** Start of PROVIDED INFORMATION **
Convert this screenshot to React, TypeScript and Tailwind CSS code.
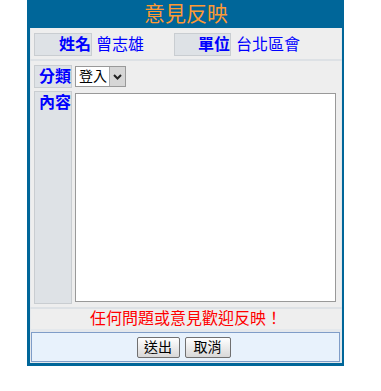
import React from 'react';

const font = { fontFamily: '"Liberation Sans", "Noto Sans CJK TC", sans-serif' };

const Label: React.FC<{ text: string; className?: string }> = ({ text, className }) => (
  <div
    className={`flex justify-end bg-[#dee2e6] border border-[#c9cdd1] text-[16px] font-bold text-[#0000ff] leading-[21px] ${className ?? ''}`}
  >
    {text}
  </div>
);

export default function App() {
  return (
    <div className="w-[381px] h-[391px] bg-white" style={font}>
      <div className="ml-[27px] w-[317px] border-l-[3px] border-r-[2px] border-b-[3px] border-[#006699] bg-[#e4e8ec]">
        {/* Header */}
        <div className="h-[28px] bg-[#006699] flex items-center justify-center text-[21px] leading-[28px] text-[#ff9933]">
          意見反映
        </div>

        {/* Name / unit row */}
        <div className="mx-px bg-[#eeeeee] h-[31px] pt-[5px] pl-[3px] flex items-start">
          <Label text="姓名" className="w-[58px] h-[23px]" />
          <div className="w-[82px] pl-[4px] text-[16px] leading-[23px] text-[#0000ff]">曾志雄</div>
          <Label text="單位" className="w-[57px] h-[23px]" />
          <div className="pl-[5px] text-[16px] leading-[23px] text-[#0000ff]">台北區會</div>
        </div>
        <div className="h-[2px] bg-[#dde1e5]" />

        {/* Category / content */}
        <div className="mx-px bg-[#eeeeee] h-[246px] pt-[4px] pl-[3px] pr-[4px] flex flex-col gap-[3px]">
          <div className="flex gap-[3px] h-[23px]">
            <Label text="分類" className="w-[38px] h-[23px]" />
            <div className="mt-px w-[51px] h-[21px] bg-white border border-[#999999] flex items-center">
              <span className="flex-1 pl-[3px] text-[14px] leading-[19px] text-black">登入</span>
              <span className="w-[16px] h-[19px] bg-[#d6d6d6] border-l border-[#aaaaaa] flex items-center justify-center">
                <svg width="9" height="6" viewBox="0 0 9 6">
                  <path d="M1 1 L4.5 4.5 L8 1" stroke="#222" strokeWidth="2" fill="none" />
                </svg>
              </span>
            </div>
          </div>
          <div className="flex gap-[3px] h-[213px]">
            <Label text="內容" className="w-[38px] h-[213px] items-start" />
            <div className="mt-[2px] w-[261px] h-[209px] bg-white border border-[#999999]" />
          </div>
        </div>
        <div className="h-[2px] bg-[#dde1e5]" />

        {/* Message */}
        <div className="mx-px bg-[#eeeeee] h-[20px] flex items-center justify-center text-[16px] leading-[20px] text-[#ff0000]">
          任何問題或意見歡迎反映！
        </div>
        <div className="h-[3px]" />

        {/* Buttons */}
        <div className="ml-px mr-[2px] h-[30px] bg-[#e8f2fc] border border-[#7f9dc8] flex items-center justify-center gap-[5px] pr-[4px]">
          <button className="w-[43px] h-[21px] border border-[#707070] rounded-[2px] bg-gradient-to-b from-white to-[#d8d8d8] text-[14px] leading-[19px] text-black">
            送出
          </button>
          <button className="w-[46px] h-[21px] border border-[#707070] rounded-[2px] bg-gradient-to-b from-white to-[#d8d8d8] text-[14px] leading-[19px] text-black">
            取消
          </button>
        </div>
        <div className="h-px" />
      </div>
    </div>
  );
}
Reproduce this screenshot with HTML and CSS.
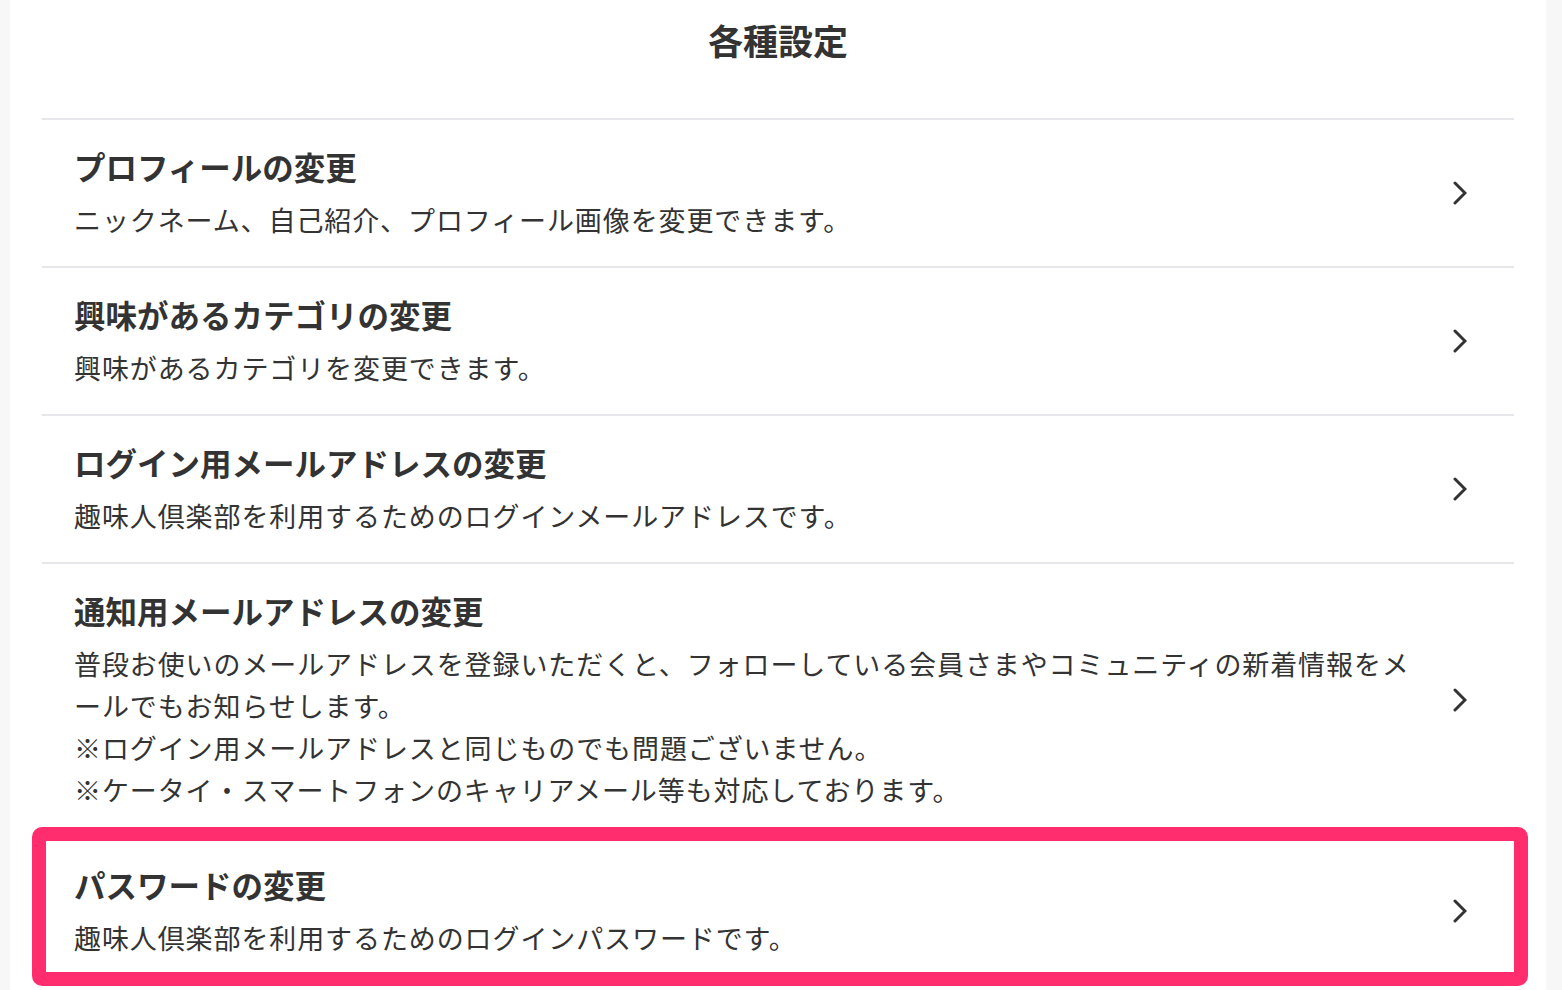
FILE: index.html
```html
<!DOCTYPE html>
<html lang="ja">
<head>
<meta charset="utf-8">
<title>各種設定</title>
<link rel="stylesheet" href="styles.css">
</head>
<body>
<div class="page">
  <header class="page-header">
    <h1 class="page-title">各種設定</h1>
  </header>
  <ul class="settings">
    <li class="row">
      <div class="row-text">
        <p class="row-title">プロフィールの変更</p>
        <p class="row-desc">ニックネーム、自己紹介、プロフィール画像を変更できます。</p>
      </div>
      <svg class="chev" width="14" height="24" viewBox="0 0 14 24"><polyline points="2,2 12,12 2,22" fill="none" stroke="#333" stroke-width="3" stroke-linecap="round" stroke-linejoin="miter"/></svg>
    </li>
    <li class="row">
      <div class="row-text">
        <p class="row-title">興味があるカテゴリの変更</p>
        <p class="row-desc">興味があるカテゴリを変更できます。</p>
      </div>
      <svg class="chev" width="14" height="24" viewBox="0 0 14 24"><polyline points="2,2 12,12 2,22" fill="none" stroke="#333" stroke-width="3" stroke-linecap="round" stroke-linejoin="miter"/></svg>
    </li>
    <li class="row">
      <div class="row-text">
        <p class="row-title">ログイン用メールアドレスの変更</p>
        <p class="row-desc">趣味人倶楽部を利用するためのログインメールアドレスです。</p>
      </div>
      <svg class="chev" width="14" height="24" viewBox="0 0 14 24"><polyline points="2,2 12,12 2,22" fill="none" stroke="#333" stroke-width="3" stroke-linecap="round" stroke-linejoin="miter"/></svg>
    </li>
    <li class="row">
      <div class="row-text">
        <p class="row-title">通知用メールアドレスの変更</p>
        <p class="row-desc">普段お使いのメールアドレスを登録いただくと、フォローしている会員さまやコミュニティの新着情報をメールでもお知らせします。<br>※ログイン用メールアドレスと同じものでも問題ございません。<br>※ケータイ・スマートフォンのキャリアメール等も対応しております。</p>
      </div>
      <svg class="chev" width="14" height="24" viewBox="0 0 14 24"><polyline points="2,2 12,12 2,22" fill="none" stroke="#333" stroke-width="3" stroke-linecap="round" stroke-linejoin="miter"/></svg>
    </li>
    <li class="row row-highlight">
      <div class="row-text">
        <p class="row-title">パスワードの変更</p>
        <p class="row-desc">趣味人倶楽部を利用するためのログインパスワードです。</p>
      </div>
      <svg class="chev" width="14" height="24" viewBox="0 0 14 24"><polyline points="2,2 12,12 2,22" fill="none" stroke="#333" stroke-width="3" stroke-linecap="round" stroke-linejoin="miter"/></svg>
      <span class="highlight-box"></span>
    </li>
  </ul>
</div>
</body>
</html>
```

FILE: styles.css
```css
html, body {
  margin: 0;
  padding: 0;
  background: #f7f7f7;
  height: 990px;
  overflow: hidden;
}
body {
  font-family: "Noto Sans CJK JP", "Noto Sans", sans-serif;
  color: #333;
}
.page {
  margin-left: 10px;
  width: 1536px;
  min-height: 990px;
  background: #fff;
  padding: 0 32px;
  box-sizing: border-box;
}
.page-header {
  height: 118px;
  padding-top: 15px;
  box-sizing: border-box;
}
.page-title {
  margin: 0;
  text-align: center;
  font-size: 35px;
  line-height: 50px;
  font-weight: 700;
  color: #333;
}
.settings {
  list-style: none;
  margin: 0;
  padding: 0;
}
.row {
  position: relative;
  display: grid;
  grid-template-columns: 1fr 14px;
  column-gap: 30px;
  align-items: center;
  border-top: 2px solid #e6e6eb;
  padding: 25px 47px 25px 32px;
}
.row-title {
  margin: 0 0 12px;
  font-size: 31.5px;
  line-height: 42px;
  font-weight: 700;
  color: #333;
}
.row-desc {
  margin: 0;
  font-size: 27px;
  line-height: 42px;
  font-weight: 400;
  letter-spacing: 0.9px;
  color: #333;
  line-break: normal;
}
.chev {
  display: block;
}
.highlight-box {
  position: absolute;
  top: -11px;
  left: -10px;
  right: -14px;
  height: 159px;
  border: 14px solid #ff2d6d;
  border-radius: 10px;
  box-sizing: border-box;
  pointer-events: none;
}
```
** End of PROVIDED INFORMATION **
→ **WHAT NEEDS TO BE DONE**
Check each line above for the string "this" and show the ones that have it.

→ **SOLUTION**
Convert this screenshot to React, TypeScript and Tailwind CSS code.
Reproduce this screenshot with HTML and CSS.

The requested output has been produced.